The paint dries. I close my art journal. I marvel at how my inner world wants to spill out through my creative process. I make a mental note to make more art soon. The unintentional kind.

There is something to this soul mapping that is worth exploring.

Tuesday, December 3, 2013

Staying Open

I was doing some organizing in my art space today and came across a piece of art from an activity I presented at a creative play date earlier this Fall. Somehow that one never made it into my blog. Where have the days gone? Is anyone else feeling like Labor Day turned to Christmastime with the swish of a paint brush?
acrylic & sand on canvas board

I'm remembering that afternoon, a bunch of adults playing like children, drizzling Elmer's glue onto canvas boards that were then covered with sand from right under our feet. When the sand was shaken off, the trails of glue were revealed, along with shapes of different sizes. We then set out, with tiny brushes, to fill in the fields with acrylic paint.

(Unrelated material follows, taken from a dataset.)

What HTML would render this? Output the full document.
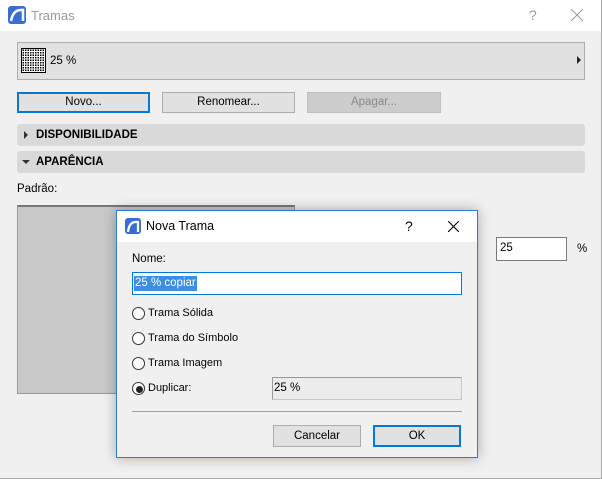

It was always my intention to go back and finish my piece, to fill in the rest of the fields with paint to get a stained glass effect. But looking at it today, I realized I quite like the stark white spaces in the composition. It's a nice contrast with the sand trails and other colors.

I especially liked the symbolism behind it that wants so badly to sink in today. We can not always anticipate the twists and turns that our path will take. We can not always plan everything into place. But we must trust that all the pieces of our story will fit together, no matter how disjointed they feel right now. The great unknowns will be revealed to us at the right time. Staying open is not being empty.

This is a truth I'm choosing to trust today. It's a truth I'd like to learn to live with every day. I'm not supposed to have it all figured out. Huh. Imagine that.

This piece has made its way from the bottom of a dusty pile to the front of my easel, where it can remind me of this truth, through all the twists and turns that lie ahead.